Las Vegas Sun

April 26, 2024

Hits hit the spot for reunited Duran Duran

What: Duran Duran

When: Thursday

Where: The Joint at the Hard Rock Hotel

Rating (out of five stars): ****

Nineteen years later I finally got my Duran Duran encore.

Prior to Thursday's show at The Joint at the Hard Rock Hotel, I last saw the band way back in 1984, on its "Seven and the Ragged Tiger" tour.

I was 11 years old. And I learned my first important lesson about concert protocol the hard way.

My parents, appropriately uncomfortable with the idea of their prepubescent son and one of his friends attending the show without supervision, bought two extra tickets and chaperoned.

Strange as it might have been to sit in the fifth row with my mom and dad, my first rock concert was everything I hoped it would be. Aside from two notable omissions, that is.

When I got to school the next day, I asked another friend who caught the show why Duran Duran had skipped over two of its biggest hits, "Rio" and "Girls on Film."

He stared at me in disbelief, and responded, "They played them in the encore."

Whoops. In my parents' haste to get ahead of traffic, they had steered us out of the arena before the house lights went up.

So on Thursday, when Duran Duran's original lineup brought its reunion tour to The Joint, you can be sure I was one of the last to exit the place.

The encore wasn't quite identical to the one I missed. This time the five Brits played "The Reflex" and "Girls on Film," with "Rio" closing out the main set.

Regardless, it provided a fantastic finish to a lively two-hour show, leaving a rabid near-capacity crowd of 2,000 satiated and, in many cases, visibly exhausted.

From the start, the five men -- singer Simon LeBon, guitarist Andy Taylor, keyboardist Nick Rhodes, bassist John Taylor and drummer Roger Taylor -- appeared elated to be sharing the stage again.

There were smiles all around, as bandmates shared inside jokes and paired off for short musical interludes.

"It's really great getting back together with friends," LeBon announced early. "I missed these guys so much."

Thursday's gig was the seventh on the quintet's 25th anniversary tour, coming after five Japanese dates and shows in Southern California on Tuesday and Wednesday.

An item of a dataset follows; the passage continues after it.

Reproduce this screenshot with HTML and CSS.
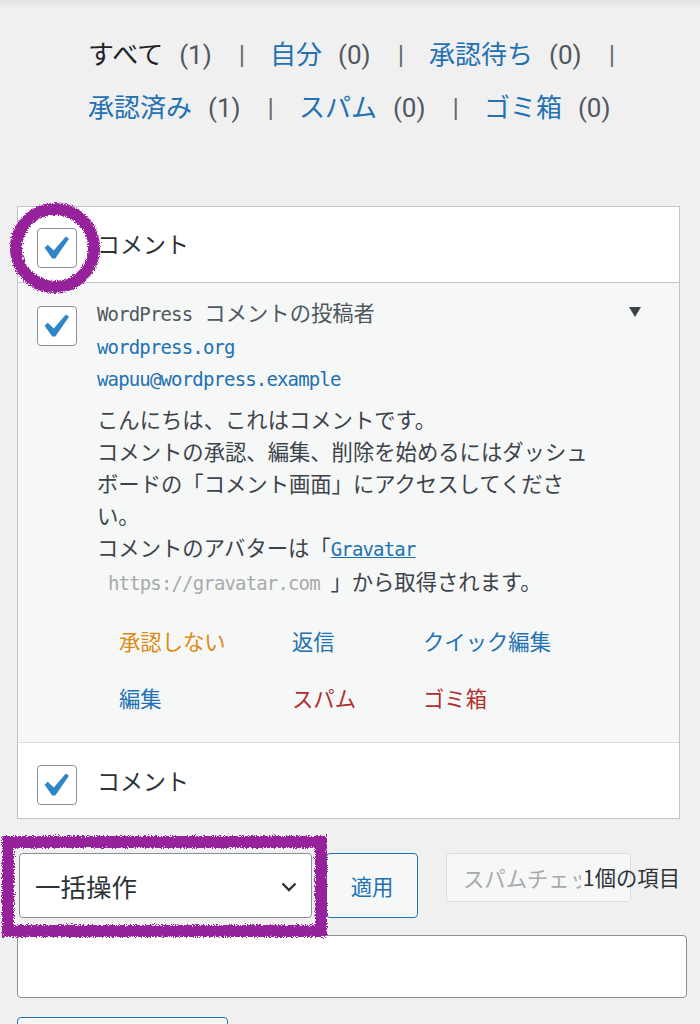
FILE: index.html
```html
<!DOCTYPE html>
<html lang="ja">
<head>
<meta charset="utf-8">
<title>コメント</title>
<link rel="stylesheet" href="styles.css">
</head>
<body>
<div class="shade"></div>
<ul class="subsubsub">
  <li><span class="current">すべて</span><span class="count">(1)</span><span class="sep">|</span></li>
  <li><a class="link">自分</a><span class="count">(0)</span><span class="sep">|</span></li>
  <li><a class="link">承認待ち</a><span class="count">(0)</span><span class="sep">|</span></li>
  <li><a class="link">承認済み</a><span class="count">(1)</span><span class="sep">|</span></li>
  <li><a class="link">スパム</a><span class="count">(0)</span><span class="sep">|</span></li>
  <li><a class="link">ゴミ箱</a><span class="count">(0)</span></li>
</ul>

<div class="table">
  <div class="row head">
    <span class="cb"><svg class="check" viewBox="0 0 20 20"><path d="M14.83 4.89l1.34.94-5.81 8.38H9.02L5.78 9.67l1.34-1.25 2.57 2.4z"/></svg></span>
    <span class="col-title">コメント</span>
  </div>
  <div class="row comment">
    <span class="cb cb-row"><svg class="check" viewBox="0 0 20 20"><path d="M14.83 4.89l1.34.94-5.81 8.38H9.02L5.78 9.67l1.34-1.25 2.57 2.4z"/></svg></span>
    <div class="body">
      <div class="author">
        <div class="mono-line"><span class="mono gray">WordPress</span><span class="jp gray">コメントの投稿者</span></div>
        <div class="mono-line"><a class="mono link">wordpress.org</a></div>
        <div class="mono-line"><a class="mono link">wapuu@wordpress.example</a></div>
      </div>
      <p class="text">こんにちは、これはコメントです。<br>コメントの承認、編集、削除を始めるにはダッシュボードの「コメント画面」にアクセスしてください。<br>コメントのアバターは「<a class="mono link under">Gravatar</a><br><span class="mono url">https://gravatar.com </span>」から取得されます。</p>
      <div class="actions">
        <a class="unapprove">承認しない</a>
        <a class="link">返信</a>
        <a class="link">クイック編集</a>
        <a class="link">編集</a>
        <a class="danger">スパム</a>
        <a class="danger">ゴミ箱</a>
      </div>
    </div>
    <span class="toggle"></span>
  </div>
  <div class="row foot">
    <span class="cb cb-foot"><svg class="check" viewBox="0 0 20 20"><path d="M14.83 4.89l1.34.94-5.81 8.38H9.02L5.78 9.67l1.34-1.25 2.57 2.4z"/></svg></span>
    <span class="col-title foot-title">コメント</span>
  </div>
</div>

<div class="tablenav">
  <div class="select">一括操作<svg class="chev" viewBox="0 0 16 10"><polyline points="1.5,1.5 8,8 14.5,1.5"/></svg></div>
  <span class="btn apply">適用</span>
  <span class="btn disabled"><span class="clip">スパムチェック</span></span>
  <span class="num">1個の項目</span>
</div>
<div class="input"></div>
<div class="bottom-btn"></div>

<svg class="marks" viewBox="0 0 700 1024" width="700" height="1024">
  <defs>
    <filter id="rough" x="-10%" y="-10%" width="120%" height="120%">
      <feTurbulence type="fractalNoise" baseFrequency="0.9" numOctaves="2" seed="4" result="n"/>
      <feDisplacementMap in="SourceGraphic" in2="n" scale="6" xChannelSelector="R" yChannelSelector="G"/>
    </filter>
  </defs>
  <circle cx="55" cy="248" r="39" fill="none" stroke="#95239a" stroke-width="12" filter="url(#rough)"/>
  <rect x="8" y="842" width="313" height="89" fill="none" stroke="#95239a" stroke-width="12" filter="url(#rough)"/>
</svg>
</body>
</html>
```

FILE: styles.css
```css
html, body {
  margin: 0;
  padding: 0;
}
body {
  background: #f0f0f1;
  width: 700px;
  height: 1024px;
  overflow: hidden;
  position: relative;
  font-family: "Noto Sans CJK JP", "Noto Sans", sans-serif;
  color: #3c434a;
}
a { text-decoration: none; }

.shade {
  height: 10px;
  background: linear-gradient(#e4e4e5, #f0f0f1);
}

.subsubsub {
  list-style: none;
  margin: 16px 0 0 0;
  padding: 0 0 0 88px;
  display: flex;
  flex-wrap: wrap;
  font-size: 26px;
  line-height: 53px;
}
.subsubsub li {
  display: flex;
  align-items: baseline;
  height: 53px;
}
.current { color: #1d2327; }
.link { color: #2271b1; }
.count {
  font-family: Roboto, "Noto Sans", sans-serif;
  color: #50575e;
  margin-left: 16px;
}
.sep {
  font-family: Roboto, "Noto Sans", sans-serif;
  color: #646970;
  margin: 0 25px 0 27px;
}

.table {
  margin: 74px 20px 0 17px;
  border: 1px solid #c3c4c7;
  background: #fff;
}
.row {
  display: flex;
  align-items: flex-start;
  padding: 0 19px;
  position: relative;
}
.head {
  height: 75px;
  border-bottom: 1px solid #c3c4c7;
}
.foot {
  height: 75px;
  border-top: 1px solid #dcdcde;
}
.comment {
  background: #f6f7f7;
}

.cb {
  box-sizing: border-box;
  width: 40px;
  height: 40px;
  border: 1.5px solid #8c8f94;
  border-radius: 4px;
  background: #fff;
  position: relative;
  flex: none;
  margin-top: 21px;
}
.cb-row { margin-top: 23px; }
.cb-foot { margin-top: 22px; }
.check {
  position: absolute;
  left: -7px;
  top: -4px;
  width: 47px;
  height: 47px;
  fill: #2f86c6;
}
.col-title {
  font-size: 23px;
  line-height: 32px;
  margin: 20px 0 0 20px;
  color: #2c3338;
}
.foot-title { margin-top: 21px; }

.body {
  margin-left: 20px;
  padding: 13px 0 28px;
  font-size: 21.33px;
}
.mono-line {
  line-height: 32.5px;
  height: 32.5px;
}
.mono {
  font-family: "DejaVu Sans Mono", "Liberation Mono", monospace;
  font-size: 19px;
  letter-spacing: -0.85px;
}
.gray { color: #50575e; }
.jp {
  font-family: "Noto Sans CJK JP", sans-serif;
  font-size: 21.33px;
  margin-left: 12px;
}
.text {
  margin: 9px 0 0 0;
  width: 500px;
  line-height: 32px;
  color: #3c434a;
}
.under { text-decoration: underline; }
.url {
  color: #a7aaad;
  margin-left: 11px;
}
.actions {
  margin: 26.5px 0 0 22px;
  display: grid;
  grid-template-columns: 173px 131px auto;
  row-gap: 25px;
  line-height: 32px;
}
.unapprove { color: #dd8a12; }
.danger { color: #b32d2e; }
.toggle {
  position: absolute;
  left: 611px;
  top: 24px;
  width: 0;
  height: 0;
  border-left: 6.5px solid transparent;
  border-right: 6.5px solid transparent;
  border-top: 10px solid #3c434a;
}

.tablenav {
  position: relative;
  display: flex;
  align-items: flex-start;
  margin-top: 34px;
  padding-left: 19px;
  height: 65px;
}
.select {
  box-sizing: border-box;
  width: 293px;
  height: 65px;
  border: 1px solid #8c8f94;
  border-radius: 4px;
  background: #fff;
  display: flex;
  align-items: center;
  justify-content: space-between;
  padding: 0 14px 0 15px;
  font-size: 25.5px;
  color: #2c3338;
}
.chev {
  width: 16px;
  height: 10px;
  fill: none;
  stroke: #2c3338;
  stroke-width: 2.4;
  margin-top: 2px;
}
.btn {
  box-sizing: border-box;
  border-radius: 4px;
  font-size: 21.33px;
  display: flex;
  align-items: center;
}
.apply {
  margin-left: 14px;
  width: 92px;
  height: 65px;
  border: 1px solid #2271b1;
  background: #f6f7f7;
  color: #2271b1;
  justify-content: center;
}
.disabled {
  margin-left: 28px;
  width: 185px;
  height: 49px;
  border: 1px solid #dcdcde;
  background: #f6f7f7;
  color: #a7aaad;
  padding-left: 16px;
}
.clip {
  display: inline-block;
  width: 118px;
  overflow: hidden;
  white-space: nowrap;
}
.num {
  position: absolute;
  right: 20px;
  top: 8px;
  font-size: 21.33px;
  line-height: 32px;
  color: #2c3338;
}
.input {
  box-sizing: border-box;
  margin: 17px 0 0 17px;
  width: 670px;
  height: 63px;
  border: 1px solid #8c8f94;
  border-radius: 4px;
  background: #fff;
}
.bottom-btn {
  box-sizing: border-box;
  margin: 19px 0 0 17px;
  width: 211px;
  height: 40px;
  border: 1px solid #2271b1;
  border-radius: 4px;
  background: #f6f7f7;
}
.marks {
  position: absolute;
  left: 0;
  top: 0;
  pointer-events: none;
}
```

Before that, the original Duranies most recently played together at 1985's Live Aid benefit concert.

Early in the show, you'd never have guessed it had been that long. The five musicians came out flying, thrilling the crowd of mainly thirtysomethings with early '80s favorites "Friends of Mine," "Hungry Like the Wolf" and "Planet Earth."

LeBon remains the group's charismatic lightning rod. Flanked on either side by the black-clothed Andy and John Taylor, LeBon shined extra-brightly in his white sport coat. He twirled, high-stepped and strutted, playing up to the screaming diehards in the front of the crowd.

Borrowing a page from one-time FM peer Corey Hart, Andy Taylor wore sunglasses all night. He had no trouble seeing his guitar strings, however, adding some edge to the band's sound with his solos and fills.

As I recall, in 1984 Rhodes' sythnesizers dominated the instrumental mix, no surprise given the tastes of the time. The retooled Duran Duran sounds far more organic, with the rhythm section -- particularly the booming John Taylor -- guiding the band in a variety of different directions.

The concert's middle third was home to most of those excursions: the trippy, creepy "(Waiting for the) Night Boat"; a cover of Grandmaster Flash's "White Lines (Don't Do It)" and the back-to-back ballads "Save a Prayer" and "Ordinary World."

The former Tiger Beat cover boys -- now all in their 40s -- also stayed current, introducing three songs expected to be on their upcoming album. Crunching rocker "Virus" showed some promise, and the Brit-poppy "Reach Up for the Sunrise" left the most lasting impression of the new material.

As could be expected of a band that has been apart far longer than it was originally together, there were several ragged moments. "Is There Something I Should Know?" and "Wild Boys," most notably, both sagged at times, though most of the crowd seemed too delirious at the chance to sing along to care.

LeBon's voice also lost some of its luster as the night wore on, no great surprise considering the extent to which he pushed it throughout the show.

But the singer, and Duran elder statesman at age 44, reharnessed his instrument in the nick of time, leading the final charge with spot-on renditions of "Careless Memories" and the aforementioned "Rio," "The Reflex" and "Girls on Film."

If you didn't get your fill of Duran Duran on Thursday, or if you simply didn't get in, don't fret. The band will be back at The Joint on Saturday night at 8 for what else? An encore performance.